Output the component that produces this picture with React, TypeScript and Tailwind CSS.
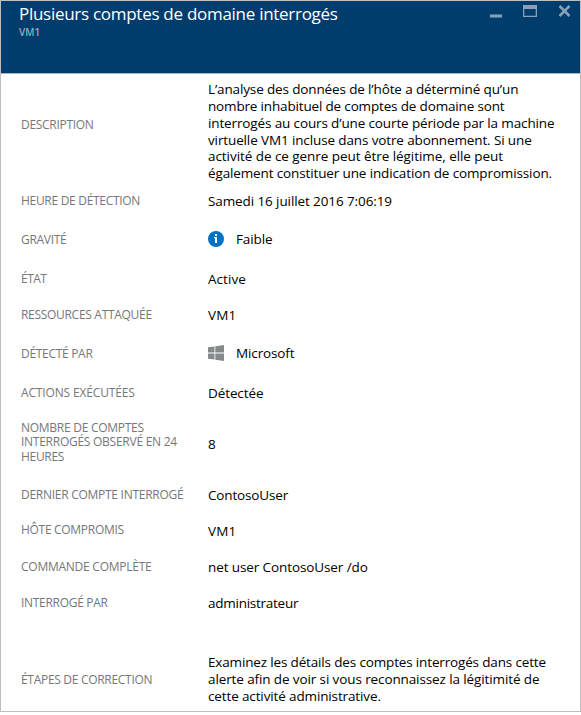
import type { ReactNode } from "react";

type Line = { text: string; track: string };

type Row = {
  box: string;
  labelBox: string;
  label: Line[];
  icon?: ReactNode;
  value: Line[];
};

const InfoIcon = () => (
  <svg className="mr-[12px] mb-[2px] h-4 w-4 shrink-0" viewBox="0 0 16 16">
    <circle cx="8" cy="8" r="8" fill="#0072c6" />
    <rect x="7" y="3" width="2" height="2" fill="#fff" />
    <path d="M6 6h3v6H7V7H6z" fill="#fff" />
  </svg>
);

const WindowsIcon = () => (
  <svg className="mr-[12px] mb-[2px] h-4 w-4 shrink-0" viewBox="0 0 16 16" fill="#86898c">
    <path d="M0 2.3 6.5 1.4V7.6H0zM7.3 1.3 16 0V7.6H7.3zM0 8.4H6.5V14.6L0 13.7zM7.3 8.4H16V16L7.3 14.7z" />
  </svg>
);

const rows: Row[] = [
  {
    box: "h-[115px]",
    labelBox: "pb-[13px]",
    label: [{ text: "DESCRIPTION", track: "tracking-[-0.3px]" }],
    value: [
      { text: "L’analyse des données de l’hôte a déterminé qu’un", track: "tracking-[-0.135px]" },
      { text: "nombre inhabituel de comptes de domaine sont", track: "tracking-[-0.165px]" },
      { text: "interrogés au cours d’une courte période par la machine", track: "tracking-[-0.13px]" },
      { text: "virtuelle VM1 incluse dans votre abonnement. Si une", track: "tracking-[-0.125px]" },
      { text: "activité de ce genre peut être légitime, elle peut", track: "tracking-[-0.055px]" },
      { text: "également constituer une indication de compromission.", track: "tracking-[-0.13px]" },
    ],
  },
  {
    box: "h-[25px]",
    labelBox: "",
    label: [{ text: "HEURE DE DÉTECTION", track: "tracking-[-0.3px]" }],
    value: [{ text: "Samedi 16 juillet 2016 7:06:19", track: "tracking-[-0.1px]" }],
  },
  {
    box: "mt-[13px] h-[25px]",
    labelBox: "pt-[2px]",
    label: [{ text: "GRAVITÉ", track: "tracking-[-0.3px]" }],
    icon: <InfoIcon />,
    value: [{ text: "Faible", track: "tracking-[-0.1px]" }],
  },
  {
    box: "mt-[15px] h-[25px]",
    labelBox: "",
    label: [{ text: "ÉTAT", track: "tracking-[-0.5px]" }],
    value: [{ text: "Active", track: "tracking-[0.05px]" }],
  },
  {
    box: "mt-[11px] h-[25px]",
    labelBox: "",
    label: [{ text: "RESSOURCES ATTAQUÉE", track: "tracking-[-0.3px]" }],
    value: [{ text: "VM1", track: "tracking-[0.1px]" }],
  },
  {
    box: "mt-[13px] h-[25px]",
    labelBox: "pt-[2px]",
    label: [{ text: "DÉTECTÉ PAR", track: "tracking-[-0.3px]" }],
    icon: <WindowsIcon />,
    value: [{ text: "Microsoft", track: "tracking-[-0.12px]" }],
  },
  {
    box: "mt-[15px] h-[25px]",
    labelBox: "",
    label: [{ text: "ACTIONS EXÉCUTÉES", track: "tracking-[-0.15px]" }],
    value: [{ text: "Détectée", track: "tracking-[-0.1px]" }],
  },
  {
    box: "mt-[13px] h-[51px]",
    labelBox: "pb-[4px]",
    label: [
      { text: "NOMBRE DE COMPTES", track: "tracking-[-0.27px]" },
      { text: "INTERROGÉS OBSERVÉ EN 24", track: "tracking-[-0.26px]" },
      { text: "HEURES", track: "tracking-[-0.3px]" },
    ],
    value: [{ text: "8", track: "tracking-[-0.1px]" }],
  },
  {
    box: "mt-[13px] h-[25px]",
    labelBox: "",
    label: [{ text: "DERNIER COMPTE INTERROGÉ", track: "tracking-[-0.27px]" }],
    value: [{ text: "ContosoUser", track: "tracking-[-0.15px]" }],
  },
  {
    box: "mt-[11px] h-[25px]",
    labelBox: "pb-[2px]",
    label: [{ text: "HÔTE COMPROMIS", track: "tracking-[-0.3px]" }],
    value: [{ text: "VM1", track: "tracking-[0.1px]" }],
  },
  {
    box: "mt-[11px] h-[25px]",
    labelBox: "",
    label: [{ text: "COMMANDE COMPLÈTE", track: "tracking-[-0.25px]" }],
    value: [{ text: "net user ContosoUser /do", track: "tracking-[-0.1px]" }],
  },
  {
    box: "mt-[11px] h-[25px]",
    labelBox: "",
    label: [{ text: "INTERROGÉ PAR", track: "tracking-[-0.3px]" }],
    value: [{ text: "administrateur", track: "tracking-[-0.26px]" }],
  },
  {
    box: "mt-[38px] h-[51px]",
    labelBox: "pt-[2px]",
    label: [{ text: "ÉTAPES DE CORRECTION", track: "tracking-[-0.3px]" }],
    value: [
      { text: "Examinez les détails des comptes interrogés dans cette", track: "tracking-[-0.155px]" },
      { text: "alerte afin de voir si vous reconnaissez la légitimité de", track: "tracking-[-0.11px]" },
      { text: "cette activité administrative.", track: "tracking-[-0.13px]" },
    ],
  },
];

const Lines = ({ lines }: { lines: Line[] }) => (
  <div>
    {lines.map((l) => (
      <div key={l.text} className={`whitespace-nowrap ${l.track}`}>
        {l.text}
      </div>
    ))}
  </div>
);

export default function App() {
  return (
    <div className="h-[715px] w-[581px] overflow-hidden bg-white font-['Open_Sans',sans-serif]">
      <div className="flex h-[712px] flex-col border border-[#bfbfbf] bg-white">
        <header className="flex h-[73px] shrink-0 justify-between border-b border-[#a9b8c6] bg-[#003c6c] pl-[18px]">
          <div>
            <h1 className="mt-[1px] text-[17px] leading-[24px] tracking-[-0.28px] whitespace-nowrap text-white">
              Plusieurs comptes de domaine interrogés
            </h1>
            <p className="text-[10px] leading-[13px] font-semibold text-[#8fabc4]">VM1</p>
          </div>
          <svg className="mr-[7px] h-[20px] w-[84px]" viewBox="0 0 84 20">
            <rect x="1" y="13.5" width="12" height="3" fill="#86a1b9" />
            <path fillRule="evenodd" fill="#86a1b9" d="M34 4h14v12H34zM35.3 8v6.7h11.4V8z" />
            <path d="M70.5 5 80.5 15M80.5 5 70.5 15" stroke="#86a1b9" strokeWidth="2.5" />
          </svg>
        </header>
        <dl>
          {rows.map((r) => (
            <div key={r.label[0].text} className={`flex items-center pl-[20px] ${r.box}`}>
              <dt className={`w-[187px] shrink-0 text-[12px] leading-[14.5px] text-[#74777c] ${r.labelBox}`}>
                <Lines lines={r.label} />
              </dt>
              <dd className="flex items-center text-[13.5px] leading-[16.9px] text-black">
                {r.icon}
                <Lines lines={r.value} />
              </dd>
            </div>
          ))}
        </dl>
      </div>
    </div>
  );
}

* * * * * * *

(Job): Repeat the material above verbatim. Leave the pictures behind.

(Solution to this exercise):
Output the component that produces this picture with React, TypeScript and Tailwind CSS.
import type { ReactNode } from "react";

type Line = { text: string; track: string };

type Row = {
  box: string;
  labelBox: string;
  label: Line[];
  icon?: ReactNode;
  value: Line[];
};

const InfoIcon = () => (
  <svg className="mr-[12px] mb-[2px] h-4 w-4 shrink-0" viewBox="0 0 16 16">
    <circle cx="8" cy="8" r="8" fill="#0072c6" />
    <rect x="7" y="3" width="2" height="2" fill="#fff" />
    <path d="M6 6h3v6H7V7H6z" fill="#fff" />
  </svg>
);

const WindowsIcon = () => (
  <svg className="mr-[12px] mb-[2px] h-4 w-4 shrink-0" viewBox="0 0 16 16" fill="#86898c">
    <path d="M0 2.3 6.5 1.4V7.6H0zM7.3 1.3 16 0V7.6H7.3zM0 8.4H6.5V14.6L0 13.7zM7.3 8.4H16V16L7.3 14.7z" />
  </svg>
);

const rows: Row[] = [
  {
    box: "h-[115px]",
    labelBox: "pb-[13px]",
    label: [{ text: "DESCRIPTION", track: "tracking-[-0.3px]" }],
    value: [
      { text: "L’analyse des données de l’hôte a déterminé qu’un", track: "tracking-[-0.135px]" },
      { text: "nombre inhabituel de comptes de domaine sont", track: "tracking-[-0.165px]" },
      { text: "interrogés au cours d’une courte période par la machine", track: "tracking-[-0.13px]" },
      { text: "virtuelle VM1 incluse dans votre abonnement. Si une", track: "tracking-[-0.125px]" },
      { text: "activité de ce genre peut être légitime, elle peut", track: "tracking-[-0.055px]" },
      { text: "également constituer une indication de compromission.", track: "tracking-[-0.13px]" },
    ],
  },
  {
    box: "h-[25px]",
    labelBox: "",
    label: [{ text: "HEURE DE DÉTECTION", track: "tracking-[-0.3px]" }],
    value: [{ text: "Samedi 16 juillet 2016 7:06:19", track: "tracking-[-0.1px]" }],
  },
  {
    box: "mt-[13px] h-[25px]",
    labelBox: "pt-[2px]",
    label: [{ text: "GRAVITÉ", track: "tracking-[-0.3px]" }],
    icon: <InfoIcon />,
    value: [{ text: "Faible", track: "tracking-[-0.1px]" }],
  },
  {
    box: "mt-[15px] h-[25px]",
    labelBox: "",
    label: [{ text: "ÉTAT", track: "tracking-[-0.5px]" }],
    value: [{ text: "Active", track: "tracking-[0.05px]" }],
  },
  {
    box: "mt-[11px] h-[25px]",
    labelBox: "",
    label: [{ text: "RESSOURCES ATTAQUÉE", track: "tracking-[-0.3px]" }],
    value: [{ text: "VM1", track: "tracking-[0.1px]" }],
  },
  {
    box: "mt-[13px] h-[25px]",
    labelBox: "pt-[2px]",
    label: [{ text: "DÉTECTÉ PAR", track: "tracking-[-0.3px]" }],
    icon: <WindowsIcon />,
    value: [{ text: "Microsoft", track: "tracking-[-0.12px]" }],
  },
  {
    box: "mt-[15px] h-[25px]",
    labelBox: "",
    label: [{ text: "ACTIONS EXÉCUTÉES", track: "tracking-[-0.15px]" }],
    value: [{ text: "Détectée", track: "tracking-[-0.1px]" }],
  },
  {
    box: "mt-[13px] h-[51px]",
    labelBox: "pb-[4px]",
    label: [
      { text: "NOMBRE DE COMPTES", track: "tracking-[-0.27px]" },
      { text: "INTERROGÉS OBSERVÉ EN 24", track: "tracking-[-0.26px]" },
      { text: "HEURES", track: "tracking-[-0.3px]" },
    ],
    value: [{ text: "8", track: "tracking-[-0.1px]" }],
  },
  {
    box: "mt-[13px] h-[25px]",
    labelBox: "",
    label: [{ text: "DERNIER COMPTE INTERROGÉ", track: "tracking-[-0.27px]" }],
    value: [{ text: "ContosoUser", track: "tracking-[-0.15px]" }],
  },
  {
    box: "mt-[11px] h-[25px]",
    labelBox: "pb-[2px]",
    label: [{ text: "HÔTE COMPROMIS", track: "tracking-[-0.3px]" }],
    value: [{ text: "VM1", track: "tracking-[0.1px]" }],
  },
  {
    box: "mt-[11px] h-[25px]",
    labelBox: "",
    label: [{ text: "COMMANDE COMPLÈTE", track: "tracking-[-0.25px]" }],
    value: [{ text: "net user ContosoUser /do", track: "tracking-[-0.1px]" }],
  },
  {
    box: "mt-[11px] h-[25px]",
    labelBox: "",
    label: [{ text: "INTERROGÉ PAR", track: "tracking-[-0.3px]" }],
    value: [{ text: "administrateur", track: "tracking-[-0.26px]" }],
  },
  {
    box: "mt-[38px] h-[51px]",
    labelBox: "pt-[2px]",
    label: [{ text: "ÉTAPES DE CORRECTION", track: "tracking-[-0.3px]" }],
    value: [
      { text: "Examinez les détails des comptes interrogés dans cette", track: "tracking-[-0.155px]" },
      { text: "alerte afin de voir si vous reconnaissez la légitimité de", track: "tracking-[-0.11px]" },
      { text: "cette activité administrative.", track: "tracking-[-0.13px]" },
    ],
  },
];

const Lines = ({ lines }: { lines: Line[] }) => (
  <div>
    {lines.map((l) => (
      <div key={l.text} className={`whitespace-nowrap ${l.track}`}>
        {l.text}
      </div>
    ))}
  </div>
);

export default function App() {
  return (
    <div className="h-[715px] w-[581px] overflow-hidden bg-white font-['Open_Sans',sans-serif]">
      <div className="flex h-[712px] flex-col border border-[#bfbfbf] bg-white">
        <header className="flex h-[73px] shrink-0 justify-between border-b border-[#a9b8c6] bg-[#003c6c] pl-[18px]">
          <div>
            <h1 className="mt-[1px] text-[17px] leading-[24px] tracking-[-0.28px] whitespace-nowrap text-white">
              Plusieurs comptes de domaine interrogés
            </h1>
            <p className="text-[10px] leading-[13px] font-semibold text-[#8fabc4]">VM1</p>
          </div>
          <svg className="mr-[7px] h-[20px] w-[84px]" viewBox="0 0 84 20">
            <rect x="1" y="13.5" width="12" height="3" fill="#86a1b9" />
            <path fillRule="evenodd" fill="#86a1b9" d="M34 4h14v12H34zM35.3 8v6.7h11.4V8z" />
            <path d="M70.5 5 80.5 15M80.5 5 70.5 15" stroke="#86a1b9" strokeWidth="2.5" />
          </svg>
        </header>
        <dl>
          {rows.map((r) => (
            <div key={r.label[0].text} className={`flex items-center pl-[20px] ${r.box}`}>
              <dt className={`w-[187px] shrink-0 text-[12px] leading-[14.5px] text-[#74777c] ${r.labelBox}`}>
                <Lines lines={r.label} />
              </dt>
              <dd className="flex items-center text-[13.5px] leading-[16.9px] text-black">
                {r.icon}
                <Lines lines={r.value} />
              </dd>
            </div>
          ))}
        </dl>
      </div>
    </div>
  );
}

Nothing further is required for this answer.